Quercetin, not caffeine, is a major neuroprotective component in coffee

querQuercetin food sources

  • Elderberries
  • Apples
  • Peppers
  • Red wine
  • Dark cherries and berries (blueberries, bilberries, blackberries and others)
  • Tomatoes
  • Cruciferous veggies, including broccoli, cabbage and sprouts
  • Leafy green veggies, including spinach, kale
  • Citrus fruits

Title: Quercetin, not caffeine, is a major neuroprotective component in coffee.
Authors: Lee M, McGeer EG, McGeer PL.
Journal: Neurobiol Aging. 2016 Jul 5;46:113-123.
PMID: 27479153

As we said above, for the longest time people have believed that caffeine was the active ingredient in the miraculous ability of coffee to reduce the risk of Parkinson’s disease.

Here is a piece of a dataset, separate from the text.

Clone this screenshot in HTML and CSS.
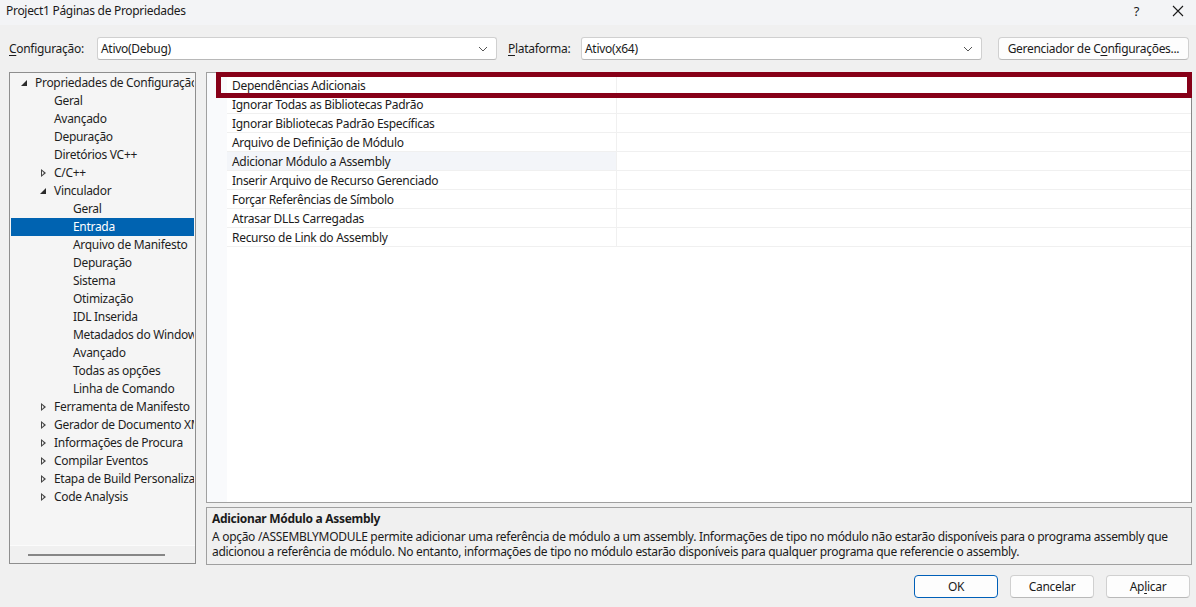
FILE: index.html
```html
<!DOCTYPE html>
<html lang="pt">
<head>
<meta charset="utf-8">
<title>Project1 Páginas de Propriedades</title>
<link rel="stylesheet" href="styles.css">
</head>
<body>
<div class="dialog">
  <div class="titlebar">
    <span class="title">Project1 Páginas de Propriedades</span>
    <div class="title-btns">
      <span class="help">?</span>
      <svg class="close" width="12" height="12" viewBox="0 0 12 12"><path d="M1 1 L11 11 M11 1 L1 11" stroke="#1a1a1a" stroke-width="1.1" fill="none"/></svg>
    </div>
  </div>

  <div class="toolbar">
    <span class="lbl lbl-config"><u>C</u>onfiguração:</span>
    <div class="combo combo-config"><span>Ativo(Debug)</span><svg class="chev" width="10" height="6" viewBox="0 0 10 6"><path d="M1 1 L5 5 L9 1" stroke="#555" stroke-width="1" fill="none"/></svg></div>
    <span class="lbl lbl-plat"><u>P</u>lataforma:</span>
    <div class="combo combo-plat"><span>Ativo(x64)</span><svg class="chev" width="10" height="6" viewBox="0 0 10 6"><path d="M1 1 L5 5 L9 1" stroke="#555" stroke-width="1" fill="none"/></svg></div>
    <button class="btn btn-manager">Gerenciador de C<u>o</u>nfigurações...</button>
  </div>

  <div class="main">
    <div class="tree">
      <div class="tree-rows">
        <div class="node l0"><span class="arr exp"></span>Propriedades de Configuração</div>
        <div class="node l1"><span class="arr"></span>Geral</div>
        <div class="node l1"><span class="arr"></span>Avançado</div>
        <div class="node l1"><span class="arr"></span>Depuração</div>
        <div class="node l1"><span class="arr"></span>Diretórios VC++</div>
        <div class="node l1"><span class="arr col"></span>C/C++</div>
        <div class="node l1"><span class="arr exp"></span>Vinculador</div>
        <div class="node l2"><span class="arr"></span>Geral</div>
        <div class="node l2 sel"><span class="arr"></span>Entrada</div>
        <div class="node l2"><span class="arr"></span>Arquivo de Manifesto</div>
        <div class="node l2"><span class="arr"></span>Depuração</div>
        <div class="node l2"><span class="arr"></span>Sistema</div>
        <div class="node l2"><span class="arr"></span>Otimização</div>
        <div class="node l2"><span class="arr"></span>IDL Inserida</div>
        <div class="node l2"><span class="arr"></span>Metadados do Windows</div>
        <div class="node l2"><span class="arr"></span>Avançado</div>
        <div class="node l2"><span class="arr"></span>Todas as opções</div>
        <div class="node l2"><span class="arr"></span>Linha de Comando</div>
        <div class="node l1"><span class="arr col"></span>Ferramenta de Manifesto</div>
        <div class="node l1"><span class="arr col"></span>Gerador de Documento XML</div>
        <div class="node l1"><span class="arr col"></span>Informações de Procura</div>
        <div class="node l1"><span class="arr col"></span>Compilar Eventos</div>
        <div class="node l1"><span class="arr col"></span>Etapa de Build Personalizada</div>
        <div class="node l1"><span class="arr col"></span>Code Analysis</div>
      </div>
      <div class="hscroll"><div class="thumb"></div></div>
    </div>

    <div class="right">
      <div class="grid">
        <div class="row"><div class="name">Dependências Adicionais</div><div class="val"></div></div>
        <div class="row"><div class="name">Ignorar Todas as Bibliotecas Padrão</div><div class="val"></div></div>
        <div class="row"><div class="name">Ignorar Bibliotecas Padrão Específicas</div><div class="val"></div></div>
        <div class="row"><div class="name">Arquivo de Definição de Módulo</div><div class="val"></div></div>
        <div class="row hl"><div class="name">Adicionar Módulo a Assembly</div><div class="val"></div></div>
        <div class="row"><div class="name">Inserir Arquivo de Recurso Gerenciado</div><div class="val"></div></div>
        <div class="row"><div class="name">Forçar Referências de Símbolo</div><div class="val"></div></div>
        <div class="row"><div class="name">Atrasar DLLs Carregadas</div><div class="val"></div></div>
        <div class="row"><div class="name">Recurso de Link do Assembly</div><div class="val"></div></div>
        <div class="mark"></div>
      </div>
      <div class="desc">
        <div class="desc-title">Adicionar Módulo a Assembly</div>
        <div class="desc-text">A opção /ASSEMBLYMODULE permite adicionar uma referência de módulo a um assembly. Informações de tipo no módulo não estarão disponíveis para o programa assembly que adicionou a referência de módulo. No entanto, informações de tipo no módulo estarão disponíveis para qualquer programa que referencie o assembly.</div>
      </div>
    </div>
  </div>

  <div class="footer">
    <button class="btn btn-foot btn-ok">OK</button>
    <button class="btn btn-foot">Cancelar</button>
    <button class="btn btn-foot">Ap<u>l</u>icar</button>
  </div>
</div>
</body>
</html>
```

FILE: styles.css
```css
* { box-sizing: border-box; }
html, body {
  margin: 0;
  padding: 0;
  width: 1196px;
  height: 607px;
  overflow: hidden;
  background: #f0f0f0;
  font-family: "Noto Sans", "Open Sans", sans-serif;
  font-size: 12px;
  letter-spacing: -0.3px;
  color: #1b1b1b;
}
u { text-decoration: underline; text-underline-offset: 2px; }
.dialog { display: flex; flex-direction: column; height: 607px; }

.titlebar {
  height: 25px;
  background: #f3f4f6;
  display: flex;
  align-items: center;
  justify-content: space-between;
  padding: 0 12px 4px 6px;
}
.title { font-size: 12px; color: #1a1a1a; }
.title-btns { display: flex; align-items: center; gap: 33px; }
.help { font-size: 13px; color: #1a1a1a; }

.toolbar {
  display: flex;
  align-items: center;
  height: 23px;
  margin-top: 12px;
  padding-left: 9px;
}
.lbl { color: #1b1b1b; }
.lbl-config { width: 88px; }
.lbl-plat { width: 73px; margin-left: 11px; }
.combo {
  height: 23px;
  background: #fff;
  border: 1px solid #d0d0d0;
  border-bottom-color: #b8b8b8;
  border-radius: 3px;
  display: flex;
  align-items: center;
  justify-content: space-between;
  padding: 0 8px 0 3px;
}
.combo-config { width: 400px; }
.combo-plat { width: 401px; }
.btn {
  font-family: inherit;
  font-size: 12px;
  letter-spacing: -0.3px;
  color: #1b1b1b;
  background: #fdfdfd;
  border: 1px solid #d0d0d0;
  border-bottom-color: #b9b9b9;
  border-radius: 4px;
  height: 23px;
  padding: 0;
}
.btn-manager { width: 191px; margin-left: 16px; }

.main {
  display: flex;
  gap: 10px;
  margin-top: 12px;
  padding-left: 9px;
}
.tree {
  width: 187px;
  height: 492px;
  border: 1px solid #8e8e8e;
  background: #f5f5f5;
  display: flex;
  flex-direction: column;
  overflow: hidden;
}
.tree-rows { flex: 1; padding: 1px 1px 0 1px; overflow: hidden; }
.node {
  height: 18px;
  line-height: 18px;
  white-space: nowrap;
  overflow: hidden;
  display: flex;
  align-items: center;
  color: #1e1e1e;
}
.node.sel { background: #0063b1; color: #fff; }
.arr { width: 15px; height: 18px; flex: none; position: relative; }
.l0 { padding-left: 9px; }
.l1 { padding-left: 28px; }
.l2 { padding-left: 47px; }
.arr.exp::before {
  content: "";
  position: absolute;
  left: 1px; top: 6px;
  width: 0; height: 0;
  border-left: 6px solid transparent;
  border-bottom: 6px solid #2b2b2b;
}
.arr.col::before {
  content: "";
  position: absolute;
  left: 2px; top: 5px;
  width: 0; height: 0;
  border-top: 4px solid transparent;
  border-bottom: 4px solid transparent;
  border-left: 5px solid #444;
}
.arr.col::after {
  content: "";
  position: absolute;
  left: 3px; top: 7px;
  width: 0; height: 0;
  border-top: 2px solid transparent;
  border-bottom: 2px solid transparent;
  border-left: 2.5px solid #f5f5f5;
}
.hscroll {
  height: 18px;
  background: #f0f0f0;
  border-top: 1px solid #fbfbfb;
  display: flex;
  align-items: center;
  padding-left: 18px;
}
.thumb { width: 137px; height: 2px; background: #868686; }

.right { display: flex; flex-direction: column; gap: 4px; width: 986px; }
.grid {
  position: relative;
  height: 431px;
  background: #fff;
  border: 1px solid #a0a0a0;
  border-right-color: #888;
  padding-top: 3px;
}
.row {
  display: flex;
  height: 19px;
  margin-left: 20px;
}
.name {
  width: 390px;
  padding-left: 5px;
  line-height: 19px;
  border-bottom: 1px solid #f0f0f0;
  border-right: 1px solid #f0f0f0;
  color: #1b1b1b;
  white-space: nowrap;
}
.val { flex: 1; border-bottom: 1px solid #f0f0f0; }
.row.hl .name { background: #f3f5f9; }
.grid::before {
  content: "";
  position: absolute;
  left: 0; top: 0; bottom: 0;
  width: 20px;
  background: #f9fafc;
}
.mark {
  position: absolute;
  left: 9px;
  top: -1px;
  width: 976px;
  height: 26px;
  border: 5px solid #870018;
}

.desc {
  height: 58px;
  border: 1px solid #a0a0a0;
  background: #f0f0f0;
  padding: 2px 5px 0 5px;
}
.desc-title { font-weight: bold; line-height: 18px; }
.desc-text { line-height: 15px; padding-top: 1px; }

.footer {
  display: flex;
  justify-content: flex-end;
  gap: 12px;
  margin-top: 10px;
  padding-right: 6px;
}
.btn-foot { width: 84px; }
.btn-ok { border: 1px solid #005fb8; }
```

The researchers who published this report were particularly interested in the neuroprotective role for coffee in Parkinson’s disease and they decided to break coffee down into some of its basic components.

Specifically:

  • Caffeine
  • quercetin
  • flavone
  • Chlorogenic acids (CGAs)

They tested each of these coffee components on cells (grown in petri dishes) that had been exposed to a toxin, and then assessed cell survival. Curiously, although caffeine did exhibit neuroprotective effects on the cells, it was beaten by the far superior protective effects of quercetin.

What is quercetin?

Quercetin is a flavonoid (a type of plant pigment) that is found in many fruits, vegetables, leaves and grains. Flavonoids are potent antioxidants. Antioxidants scavenge particles (called free radicals) in the body which can damage cell membranes, affect DNA, and even cause cell death. Antioxidants neutralize these free radicals. (For more on flavonoids – click here).

What does this mean?

The results are very interesting, especially if they provide us with a new potential target for therapeutic drug development. It also raises the age-old idea of antioxidants being potentially useful in the treatment of Parkinson’s disease (the previous history of this therapeutic approach has been disappointing – click here to read more on this).

But before you rush out and load up on quercetin, there are a few things to consider:

Quercetin is generally considered pretty safe. Fruits and vegetables are the primary dietary sources of quercetin, particularly citrus fruits, apples, onions, parsley, sage, tea, and red wine.

That said: excessive use of quercetin can have side effects, which may include headache and upset stomach. Very high doses of quercetin can cause damage to the kidneys (doses greater than 1 g per day), and regular periodic breaks from taking quercetin is advised. Importantly, pregnant women, breastfeeding women, and people with kidney disease should avoid quercetin.